Mis mudanzas se inauguraron en los noventas. A escondidas me compré una maleta grande. A escondidas metí en ella algo de lo que tenía y con solo eso me fui (¿o me fugué?) a vivir a Madrid para estudiar teatro. La arrastré entre las calles empedradas buscando donde vivir con poco dinero, esa maleta fue mi closet, mi arca, mi única posesión, mi cómplice, mi casa. Cuando vine a vivir al DF, fue mi baúl de tránsito entre, creo, cinco lugares distintos en los que viví antes de llegar a aquí, a mi depacuatro. Con sus ruedas (solo dos) totalmente desgastadas, hoy, le hago los honores: que sea la primera a llenar. Descubro que sigue con la etiqueta de su precio en el interior, $74.99 dólares me costó hace… ¿cuántos años ya? No sé, suelo dejarme mensajes encriptados para resolverlos en el futuro y quizá este mensaje fue el dejar registro de cual fue mi primera inversión en el camino de hacerme mi propia vida.

 

Veo a Franky en su rutina diaria de recibir la luz del amanecer y de vigilar con su mirada felina tanto a las ardillas como a los caminantes bajo su balcón. Es tan dueño de todo el lugar. Pienso en cómo le va a afectar el cambio, cómo puedo ayudarle a que le sea leve, pero la verdad es que si algo sabe hacer Franky es caer con gracia en cualquier situación, y sé que sabe que su hogar siempre estará donde este yo. Estará bien.

 

Me despido de las palmas de Diagonal de San Antonio que hace un siglo viajaron en avión desde Etiopía, como el regalo a la ciudad de algún sultán. Fueron las protagonistas de mi obra Casi Transilvania. Recuerdo cuando se incendiaron, como iluminaron a mi depacuatro de una luz naranaja intensa, antorchas gigantes. Las palmas sobrevivieron al fuego pero no lo harán al contagio del virus que está matando a todas las palmas de la ciudad. Pienso en la palabra que siempre dice una vecina sabia: impermanencia. Nada permanece, es cierto, pero yo pienso que después de la impermanencia, no viene la extinsión, sino la evolución, la transformación.

 

En mi depacuatro he recibido a amigos y a familia que lo sienten tan suyo como lo es. En mi depacuatro he escrito muchas obras, creo que desde Vuelve cuando hayas ganado la guerra para acá. La mayoría se ensayaron primero aquí, por todas hemos brindado aquí también. Marina & Isabel la ensayarremos aquí ¿de qué más será testigo aún mi depacuatro? Confesiones, descubrimientos, amistades, amores, pasiones, encuentros, cariños, rompimientos, reconciliaciones, renacimientos, corajes, tristezas, dolores, celebraciones, bailes, felicidades, pláticas infinitas y mucha inspiración ha sucedido aquí también. Ha sido un espacio que desde que decidí hacerlo solo mío, me abrazó profundamente. Una feroz conquista que me enorgullese. “Pero si tu depa es tan acogedor, ¿por qué te mudas?” No hay más respuesta que: evolución.

 

Te dejo, pero no te abandono, como a esos viejos amigos con los que por la distancia ya no podremos echarnos el café juntos, pero que nos seguimos sabiendo incondicionales. No soy celosa depacuatro, que sigas albergando nuevas felicidades, tienes todo que seguir dando. Te dejaré bien chulo vas a ver, sé que coqueto siempre has sido. 
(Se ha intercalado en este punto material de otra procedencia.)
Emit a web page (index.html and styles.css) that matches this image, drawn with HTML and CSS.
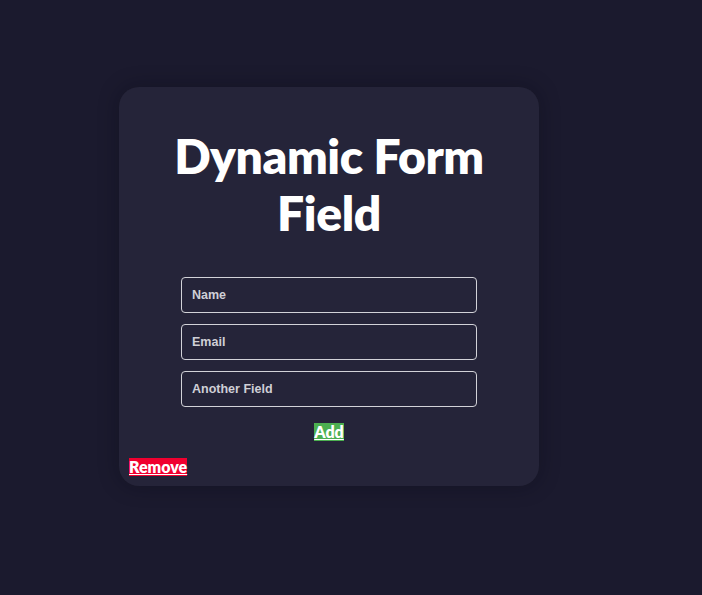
FILE: index.html
```html
<!DOCTYPE html>
<html>
<head>
<meta charset="utf-8">
<link rel="stylesheet" href="styles.css">
</head>
<body>
<div class="card">
  <h1 class="title">Dynamic Form Field</h1>
  <form class="fields">
    <input class="field" type="text" placeholder="Name">
    <input class="field" type="text" placeholder="Email">
    <input class="field" type="text" placeholder="Another Field">
  </form>
  <div class="add-row"><a class="btn add" href="#">Add</a></div>
  <div class="remove-row"><a class="btn remove" href="#">Remove</a></div>
</div>
</body>
</html>
```
FILE: styles.css
```css
html, body {
  margin: 0;
  padding: 0;
  background: #1b1a2e;
  height: 100%;
}
body {
  padding-top: 87px;
  padding-left: 119px;
  box-sizing: border-box;
  font-family: "Liberation Sans", Arial, sans-serif;
}
.card {
  width: 420px;
  box-sizing: border-box;
  background: #252439;
  border-radius: 20px;
  padding: 40px 10px 9px;
  box-shadow: 0 0 20px rgba(10, 10, 20, 0.35);
}
.title {
  margin: 0 0 36px;
  text-align: center;
  color: #fff;
  font-family: "Lato", sans-serif;
  font-weight: 800;
  font-size: 48px;
  line-height: 57px;
  letter-spacing: -0.4px;
}
.fields {
  display: flex;
  flex-direction: column;
  align-items: center;
  gap: 11px;
}
.field {
  width: 296px;
  height: 36px;
  box-sizing: border-box;
  background: transparent;
  border: 1px solid #d2d2d8;
  border-radius: 4px;
  padding: 0 10px;
  font-family: "Liberation Sans", Arial, sans-serif;
  font-weight: bold;
  font-size: 12.5px;
  color: #fff;
  outline: none;
}
.field::placeholder {
  color: #cfcfd6;
}
.add-row {
  text-align: center;
  margin-top: 16px;
}
.remove-row {
  margin-top: 16px;
}
.btn {
  display: inline-block;
  color: #fff;
  font-family: "Lato", sans-serif;
  font-weight: 800;
  font-size: 16px;
  line-height: 18px;
  text-decoration: underline;
}
.add {
  background: #4caf50;
}
.remove {
  background: #f0002f;
}
```
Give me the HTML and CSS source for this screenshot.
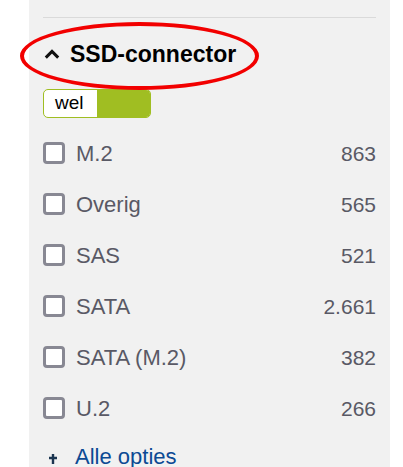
FILE: index.html
```html
<!DOCTYPE html>
<html lang="nl">
<head>
<meta charset="utf-8">
<link rel="stylesheet" href="styles.css">
</head>
<body>
<div class="panel">
  <div class="divider"></div>
  <h2 class="heading">
    <svg class="chevron" width="16" height="10" viewBox="0 0 16 10"><polyline points="1.8,8.6 8,2.4 14.2,8.6" fill="none" stroke="#111" stroke-width="3"/></svg>
    <span>SSD-connector</span>
  </h2>
  <div class="toggle"><span class="toggle-label">wel</span><span class="toggle-knob"></span></div>
  <ul class="options">
    <li class="option"><span class="box"></span><span class="label">M.2</span><span class="count">863</span></li>
    <li class="option"><span class="box"></span><span class="label">Overig</span><span class="count">565</span></li>
    <li class="option"><span class="box"></span><span class="label">SAS</span><span class="count">521</span></li>
    <li class="option"><span class="box"></span><span class="label">SATA</span><span class="count">2.661</span></li>
    <li class="option"><span class="box"></span><span class="label">SATA (M.2)</span><span class="count">382</span></li>
    <li class="option"><span class="box"></span><span class="label">U.2</span><span class="count">266</span></li>
  </ul>
  <a class="more" href="#">
    <svg class="plus" width="10" height="12" viewBox="0 0 10 12"><path d="M5 1v10M1 5h8" stroke="#1b3550" stroke-width="2.4"/></svg>
    <span>Alle opties</span>
  </a>
</div>
<div class="annotation"></div>
</body>
</html>
```

FILE: styles.css
```css
html, body {
  margin: 0;
  padding: 0;
  background: #fff;
}
body {
  position: relative;
  height: 467px;
  overflow: hidden;
  font-family: "Liberation Sans", Arial, sans-serif;
}
.panel {
  margin-left: 29px;
  width: 333px;
  height: 467px;
  padding: 17px 14px 0;
  background: #f1f1f1;
  box-sizing: content-box;
}
.divider {
  height: 1px;
  background: #dadada;
}
.heading {
  margin: 22px 0 0;
  height: 28px;
  display: flex;
  align-items: center;
  font-size: 23px;
  line-height: 28px;
  font-weight: bold;
  color: #000;
}
.chevron {
  margin-left: 1px;
  margin-right: 10px;
  margin-top: -1px;
}
.toggle {
  margin-top: 21px;
  width: 108px;
  height: 29px;
  box-sizing: border-box;
  border: 1px solid #a0be22;
  border-radius: 5px;
  display: flex;
  overflow: hidden;
  background: #fff;
}
.toggle-label {
  width: 53px;
  padding-left: 11px;
  box-sizing: border-box;
  font-size: 19px;
  line-height: 26px;
  color: #000;
}
.toggle-knob {
  flex: 1;
  background: #a0be22;
}
.options {
  list-style: none;
  margin: 10px 0 0;
  padding: 0;
}
.option {
  height: 51px;
  display: flex;
  align-items: center;
  color: #595965;
}
.box {
  width: 22px;
  height: 22px;
  box-sizing: border-box;
  border: 3px solid #888893;
  border-radius: 4px;
  background: #fff;
  margin-top: -1px;
}
.label {
  margin-left: 11px;
  font-size: 22px;
  line-height: 26px;
  flex: 1;
}
.count {
  font-size: 21px;
  line-height: 26px;
}
.more {
  margin-top: 10px;
  display: flex;
  align-items: center;
  text-decoration: none;
  color: #0c4a94;
  font-size: 22px;
  line-height: 26px;
}
.plus {
  margin-left: 5px;
  margin-right: 17px;
  margin-top: 4px;
}
.annotation {
  position: absolute;
  left: 20px;
  top: 22px;
  width: 239px;
  height: 68px;
  box-sizing: border-box;
  border: 4px solid #f20000;
  border-radius: 50%;
  pointer-events: none;
}
```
Extrañaré a mi árbol, a los efectos de la luz del sol del este y del oeste, a sus paredes curvas, sus techos altos, su paslilo sinuoso, la hamaca en el ventanal. . . pero sé que en el nuevo hogar encontraré nuevas luces, les descubriré su gracia y nuevos asombros vendrán, lo sé, porque eso es de las cosas que sé hacer bien, reescribirme. Los espacios se construyen por quienes los habitan.